Magomedova relayed an incident in October in which Khasavyurt police officers illegally held a former police officer from Kazbek District, Sultan Gotimirov, in their offices and attempted tpo elicit a confession from him for committing robbery.

Magomedova says that after Gotymirov managed to escape, the claims against him evaporated. She said there was still no response to his complaints from the prosecutor’s office or the investigative committee.

Gotymirov told OC Media that after he escaped from the police station, ‘I found out through my own channels that at that time I wasn’t even charged with a crime’.

A ‘tolerant attitude’ towards torture

Abubakar Yangulbayev, a lawyer with the Committee against Torture, told OC Media that since they began working in Daghestan in 2017, of 11 complaints, only two were prosecuted, neither of which involved torture in custody.

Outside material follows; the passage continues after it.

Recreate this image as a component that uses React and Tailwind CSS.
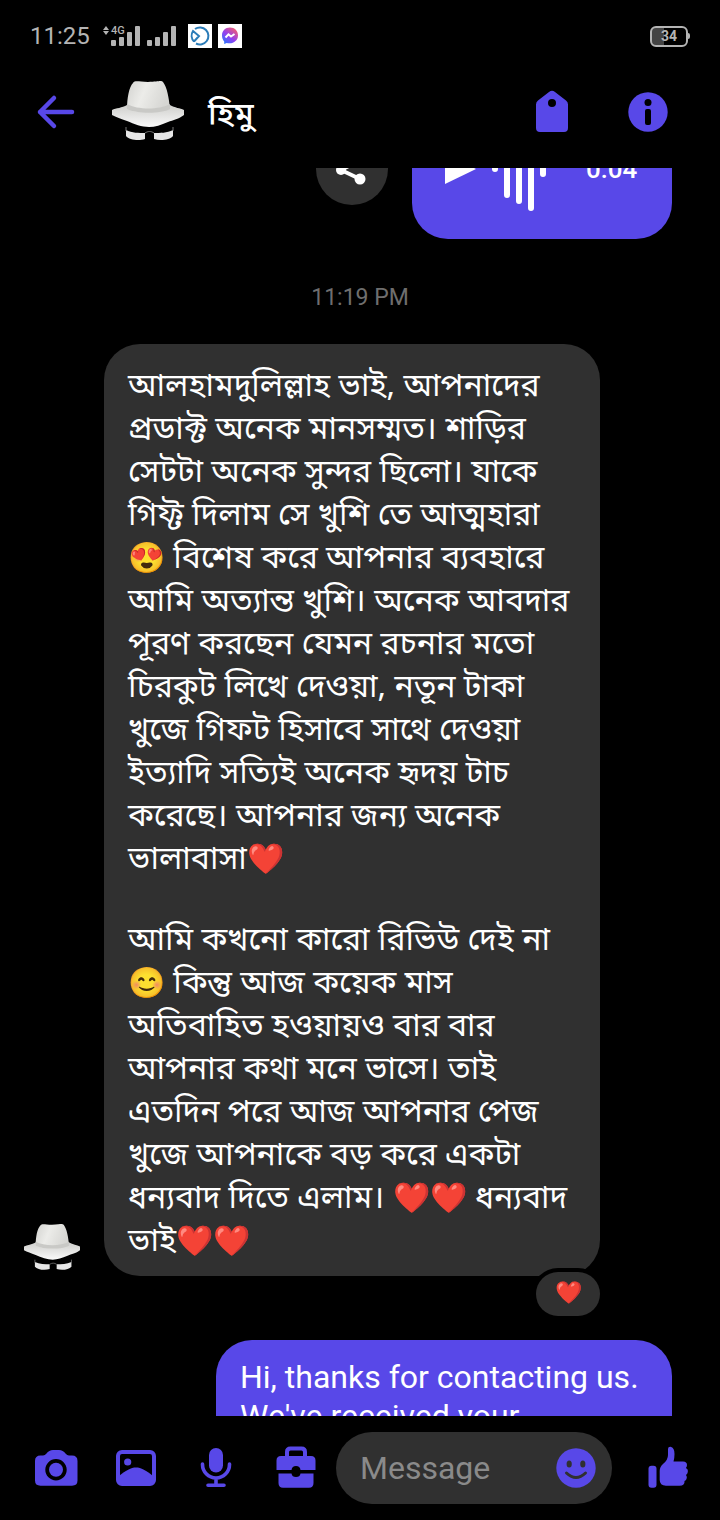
import { useLayoutEffect, useRef } from "react";

const REVIEW = `আলহামদুলিল্লাহ ভাই, আপনাদের
প্রডাক্ট অনেক মানসম্মত। শাড়ির
সেটটা অনেক সুন্দর ছিলো। যাকে
গিফ্ট দিলাম সে খুশি তে আত্মহারা
😍 বিশেষ করে আপনার ব্যবহারে
আমি অত্যান্ত খুশি। অনেক আবদার
পূরণ করছেন যেমন রচনার মতো
চিরকুট লিখে দেওয়া, নতূন টাকা
খুজে গিফট হিসাবে সাথে দেওয়া
ইত্যাদি সত্যিই অনেক হৃদয় টাচ
করেছে। আপনার জন্য অনেক
ভালাবাসা❤️`;

const REVIEW_MORE = `আমি কখনো কারো রিভিউ দেই না
😊 কিন্তু আজ কয়েক মাস
অতিবাহিত হওয়ায়ও বার বার
আপনার কথা মনে ভাসে। তাই
এতদিন পরে আজ আপনার পেজ
খুজে আপনাকে বড় করে একটা
ধন্যবাদ দিতে এলাম। ❤️❤️ ধন্যবাদ
ভাই❤️❤️`;

// emoji are set a little smaller than the words around them
function MessageText({ text }) {
  return text
    .split(/((?:😍|😊|❤️)+)/u)
    .map((part, i) =>
      i % 2 ? (
        <span key={i} className="text-[30px]">
          {part}
        </span>
      ) : (
        part
      ),
    );
}

function HatAvatar({ id, className }) {
  return (
    <svg viewBox="0 0 72 72" className={className} role="img" aria-label="হিমু">
      <defs>
        <linearGradient id={`${id}-crown`} x1="0" x2="1" y1="0" y2="0.3">
          <stop offset="0" stopColor="#d2d2cf" />
          <stop offset="0.45" stopColor="#ecece9" />
          <stop offset="1" stopColor="#d6d6d3" />
        </linearGradient>
        <linearGradient id={`${id}-brim`} x1="0" x2="0" y1="0" y2="1">
          <stop offset="0" stopColor="#cfcfcc" />
          <stop offset="1" stopColor="#fafafa" />
        </linearGradient>
      </defs>
      <path
        d="M0 34C4 32 10 32 15 29H58C63 32 68 32 72 34V39C67 43 61 44 56 46C49 49 43 51 37 51C30 51 22 48 15 45C9 43 4 41 0 39Z"
        fill={`url(#${id}-brim)`}
      />
      <path
        d="M15 33C15 22 17 11 21 7C23 4 27 6 36 6C46 6 49 4 51 6C55 11 57 22 58 33C48 38 25 38 15 33Z"
        fill={`url(#${id}-crown)`}
      />
      <path
        d="M15 28C26 34 47 34 58 28L58 33C48 38 25 38 15 33Z"
        fill="#c9c9c6"
      />
      <path
        d="M14 54C20 57 27 57 33 57V63C27 65 17 64 14 60Z"
        fill="#e6e6e6"
      />
      <path
        d="M61 54C55 57 48 57 42 57V63C48 65 58 64 61 60Z"
        fill="#e6e6e6"
      />
      <path
        d="M14 51L14 55M61 51L61 55M33 57C36 55 39 55 42 57"
        stroke="#777"
        strokeWidth="1"
        fill="none"
      />
    </svg>
  );
}

function SignalBars({ network }) {
  return (
    <svg
      viewBox="0 0 40 24"
      className="h-6 w-10"
      fill="#b4b4b4"
      aria-hidden="true"
    >
      {network && (
        <>
          <path d="M4 2L7 6H1ZM4 11L7 7H1Z" />
          <text
            x="9"
            y="10"
            fontSize="11"
            fontWeight="500"
            fontFamily="Roboto, sans-serif"
          >
            {network}
          </text>
        </>
      )}
      <rect x="9" y="16" width="5" height="6" rx="1" />
      <rect x="17" y="13" width="5" height="9" rx="1" />
      <rect x="25" y="8" width="5" height="14" rx="1" />
      <rect x="33" y="2" width="5" height="20" rx="1" />
    </svg>
  );
}

function StatusBar() {
  return (
    <div className="flex h-[72px] shrink-0 items-center justify-between px-[30px] text-[#b4b4b4]">
      <div className="flex items-center">
        <span className="text-2xl">11:25</span>
        <div className="ml-3 flex">
          <SignalBars network="4G" />
          <div className="-ml-1">
            <SignalBars />
          </div>
        </div>
        <div className="ml-2.5 flex gap-1.5">
          <svg viewBox="0 0 24 24" className="size-6" aria-hidden="true">
            <rect width="24" height="24" fill="#fff" />
            <path
              d="M7 5A8.500 8.500 0 1 1 8 19.500M6 17.500A8.500 8.500 0 0 1 5 7L11 12L6 17.500"
              fill="none"
              stroke="#2b7cb8"
              strokeWidth="2"
            />
          </svg>
          <svg viewBox="0 0 24 24" className="size-6" aria-hidden="true">
            <defs>
              <linearGradient id="messenger" x1="0.1" x2="0.9" y1="1" y2="0">
                <stop offset="0" stopColor="#1f7bff" />
                <stop offset="0.45" stopColor="#9140f0" />
                <stop offset="1" stopColor="#ff6060" />
              </linearGradient>
            </defs>
            <rect width="24" height="24" fill="#fff" />
            <path
              d="M12 3.500C7.200 3.500 4 7 4 11.500C4 14 4.800 16 6.200 17.400V20L8.700 18.900C14.500 20.600 20 17 20 11.500C20 7 16.800 3.500 12 3.500Z"
              fill="url(#messenger)"
            />
            <path
              d="M7.500 13.500L10.500 10.300L13 12.500L16.500 10"
              fill="none"
              stroke="#fff"
              strokeWidth="2"
            />
          </svg>
        </div>
      </div>
      <div className="flex items-center">
        <div className="flex h-[21px] w-[38px] items-center justify-center rounded-md border-2 border-[#b4b4b4] bg-linear-to-r from-[#444] from-35% to-black to-35% text-sm font-bold">
          34
        </div>
        <div className="h-1.5 w-0.5 rounded-r bg-[#b4b4b4]" />
      </div>
    </div>
  );
}

function ChatHeader() {
  return (
    <header className="flex h-24 shrink-0 items-center pr-12 pb-4 pl-8">
      <button aria-label="Back" className="text-[#5848e8]">
        <svg viewBox="0 0 48 48" className="size-12">
          <path
            d="M22 10L8 24L22 38M8 24H40"
            fill="none"
            stroke="currentColor"
            strokeWidth="4.500"
            strokeLinecap="round"
            strokeLinejoin="round"
          />
        </svg>
      </button>
      <HatAvatar id="header" className="ml-8 size-[72px]" />
      <h1 className="ml-6 flex-1 pt-1 text-[32px] leading-[43px] font-medium text-white">
        হিমু
      </h1>
      <div className="flex gap-12 text-[#5848e8]">
        <button aria-label="Label">
          <svg viewBox="0 0 48 48" className="size-12">
            <path
              fillRule="evenodd"
              d="M21 4Q24 1.500 27 4L38 12.500Q40 14 40 16.500V40Q40 44 36 44H12Q8 44 8 40V16.500Q8 14 10 12.500ZM24 11A4 4 0 1 0 24 19A4 4 0 1 0 24 11Z"
              fill="currentColor"
            />
          </svg>
        </button>
        <button aria-label="Conversation info">
          <svg viewBox="0 0 48 48" className="size-12">
            <circle cx="24" cy="24" r="19.700" fill="currentColor" />
            <circle cx="24" cy="14.500" r="3.500" fill="#000" />
            <rect x="21" y="21" width="6" height="16" rx="2" fill="#000" />
          </svg>
        </button>
      </div>
    </header>
  );
}

function VoiceMessage() {
  return (
    <div className="flex items-center justify-end gap-6 pr-12">
      <button
        aria-label="Share"
        className="flex size-[72px] items-center justify-center rounded-full bg-[#303030]"
      >
        <svg viewBox="0 0 36 36" className="size-9">
          <path
            d="M26 9L7 19L26 28"
            fill="none"
            stroke="#fff"
            strokeWidth="4"
          />
          <circle cx="26" cy="9" r="5" fill="#fff" />
          <circle cx="7" cy="19" r="5" fill="#fff" />
          <circle cx="26" cy="28" r="5.500" fill="#fff" />
        </svg>
      </button>
      <div className="flex h-[140px] w-[260px] items-center rounded-[36px] bg-[#5848e8] pl-8 text-white">
        <button aria-label="Play">
          <svg viewBox="0 0 32 36" className="h-9 w-8">
            <path d="M1 2V33L32 18Z" fill="currentColor" />
          </svg>
        </button>
        <svg
          viewBox="0 0 56 88"
          className="ml-4 h-[88px] w-14"
          stroke="currentColor"
          strokeWidth="6"
          strokeLinecap="round"
          aria-hidden="true"
        >
          <path d="M3 41V44M15 17V70M27 11V76M39 4V83M51 40V49" />
        </svg>
        <span className="ml-[38px] text-[26px] font-medium">0:04</span>
      </div>
    </div>
  );
}

function Thread() {
  const listRef = useRef(null);

  // open part-way down the conversation, the voice message half out of view
  useLayoutEffect(() => {
    listRef.current.scrollTop = 69;
  }, []);

  return (
    <main
      ref={listRef}
      className="min-h-0 flex-1 overflow-y-auto pb-12 [scrollbar-width:none]"
    >
      <VoiceMessage />
      <p className="pt-[46px] pb-[34px] text-center text-[23px] leading-[25px] text-[#6e6e6e]">
        11:19 PM
      </p>

      <div className="flex items-end pl-6">
        <HatAvatar id="thread" className="size-14 shrink-0" />
        <div className="relative ml-6 w-[496px] rounded-[36px] bg-[#303030] px-6 pt-[23px] pb-[11px] font-['Noto_Sans_Bengali','Noto_Sans',sans-serif] text-[32px] leading-[43px] text-white">
          <p className="whitespace-pre-line">
            <MessageText text={REVIEW} />
          </p>
          <p className="mt-[38px] whitespace-pre-line">
            <MessageText text={REVIEW_MORE} />
          </p>
          <button
            aria-label="Reactions"
            className="absolute right-0 -bottom-10 box-content flex h-11 w-16 items-center justify-center rounded-full bg-[#303030] text-[22px] ring-4 ring-black"
          >
            ❤️
          </button>
        </div>
      </div>

      <div className="mt-16 flex justify-end pr-12">
        <p className="w-[456px] rounded-[36px] bg-[#5848e8] px-6 py-[18px] text-[32px] leading-[39px] text-white">
          Hi, thanks for contacting us. We've received your
        </p>
      </div>
    </main>
  );
}

function Composer() {
  return (
    <footer className="flex h-[104px] shrink-0 items-center pr-[30px] pl-[34px] text-[#5848e8]">
      <div className="flex gap-9">
        <button aria-label="Camera">
          <svg viewBox="0 0 44 44" className="size-11" fill="currentColor">
            <path
              fillRule="evenodd"
              d="M1 15Q1 9.500 6.500 9.500H9Q11 9.500 12.500 7.500Q15 4 19 4H25Q29 4 31.500 7.500Q33 9.500 35 9.500H38Q43.500 9.500 43.500 15V34.500Q43.500 39.700 38 39.700H6.500Q1 39.700 1 34.500ZM22 13A10.700 10.700 0 1 0 22 34.400A10.700 10.700 0 1 0 22 13Z"
            />
            <circle cx="22" cy="23.700" r="7" />
          </svg>
        </button>
        <button aria-label="Photos">
          <svg viewBox="0 0 44 44" className="size-11" fill="currentColor">
            <rect
              x="4"
              y="6"
              width="36"
              height="32"
              rx="4"
              fill="none"
              stroke="currentColor"
              strokeWidth="4"
            />
            <circle cx="13.700" cy="16" r="3.600" />
            <path d="M4 31C12 24 17 21.500 22 21.500C27 21.500 32 24 40 31V38H4Z" />
          </svg>
        </button>
        <button aria-label="Record voice">
          <svg viewBox="0 0 44 44" className="size-11" fill="currentColor">
            <rect x="15" y="2" width="14" height="24.500" rx="7" />
            <path
              d="M8.500 18V18.500A13.500 13.500 0 0 0 35.500 18.500V18M22 32V39M14 39.300H30"
              fill="none"
              stroke="currentColor"
              strokeWidth="3.600"
              strokeLinecap="round"
            />
          </svg>
        </button>
        <button aria-label="Business tools">
          <svg viewBox="0 0 44 44" className="size-11" fill="currentColor">
            <path
              d="M13 11V6Q13 2.500 16.500 2.500H27.500Q31 2.500 31 6V11"
              fill="none"
              stroke="currentColor"
              strokeWidth="4"
            />
            <path d="M7 10H37Q41.500 10 41.500 14.500V24H26.500Q26 20 22 20Q18 20 17.500 24H2.500V14.500Q2.500 10 7 10Z" />
            <path d="M4.500 27.500H17.500Q18 31 22 31Q26 31 26.500 27.500H39.500V37Q39.500 41.700 35 41.700H9Q4.500 41.700 4.500 37Z" />
          </svg>
        </button>
      </div>

      <div className="ml-[18px] flex h-[72px] min-w-0 flex-1 items-center rounded-full bg-[#303030] pr-3.5 pl-6">
        <input
          type="text"
          aria-label="Message"
          placeholder="Message"
          className="min-w-0 flex-1 text-[32px] text-white outline-none placeholder:text-[#8a8a8a]"
        />
        <button aria-label="Emoji">
          <svg viewBox="0 0 44 44" className="size-11">
            <circle cx="22" cy="22" r="19.700" fill="currentColor" />
            <ellipse cx="15.200" cy="18" rx="2.600" ry="3.600" fill="#303030" />
            <ellipse cx="28.800" cy="18" rx="2.600" ry="3.600" fill="#303030" />
            <path
              d="M12.500 27Q22 36 31.500 27"
              fill="none"
              stroke="#303030"
              strokeWidth="3"
              strokeLinecap="round"
            />
          </svg>
        </button>
      </div>

      <button aria-label="Send like" className="ml-[34px]">
        <svg viewBox="0 0 44 44" className="size-11" fill="currentColor">
          <rect x="2.500" y="19.700" width="8" height="22" rx="3" />
          <path d="M22 3Q22 .7 24.500 .8Q28.500 1.500 28.500 8Q28.500 12 27.500 15.500H37Q41 15.500 41 19Q41 21 39.800 22Q42.300 23.200 41.800 26Q41.500 28 40 29Q41.500 31 40.500 33Q40 34.500 38.500 35Q39 39.700 33.500 39.700H20Q13.700 39.700 13.700 34V25Q13.700 21 17 18Q22 14 22 9Z" />
        </svg>
      </button>
    </footer>
  );
}

export default function App() {
  return (
    <div
      lang="bn"
      className="flex h-screen flex-col bg-black font-[Roboto,'Noto_Sans_Bengali','Noto_Sans',sans-serif]"
    >
      <StatusBar />
      <ChatHeader />
      <Thread />
      <Composer />
    </div>
  );
}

‘From my personal experience, I can say that torture in Daghestan happens so often that residents of the region have developed a tolerant attitude towards bullying by law enforcement officers’, said Yangulbayev.

Yangulbayev said that various types of torture were used in Daghestan, including suspending victims from the ceiling, beating, threats to torture relatives, abduction and detention in unknown place (illegal prisons, basements), torture with electric current, mutilation, and also murder.

Yangulbayev said law enforcement used torture to force people to confess to crimes or implicate others as well as for ‘career growth’.

‘Some claimants reported that those who tortured them extorted money from them’, he added.

According to Yangulbayev, the authorities have done nothing to eradicate torture in the republic, and while the police and other investigative authorities accept allegations of torture, they almost never initiate criminal cases in response.

He said there was a widespread perception in Daghestan that if a person was beaten by the police, he deserved it.

‘All this creates an overly favourable climate for the practice of torture and other unlawful measures of inquiry in the territory of Daghestan’.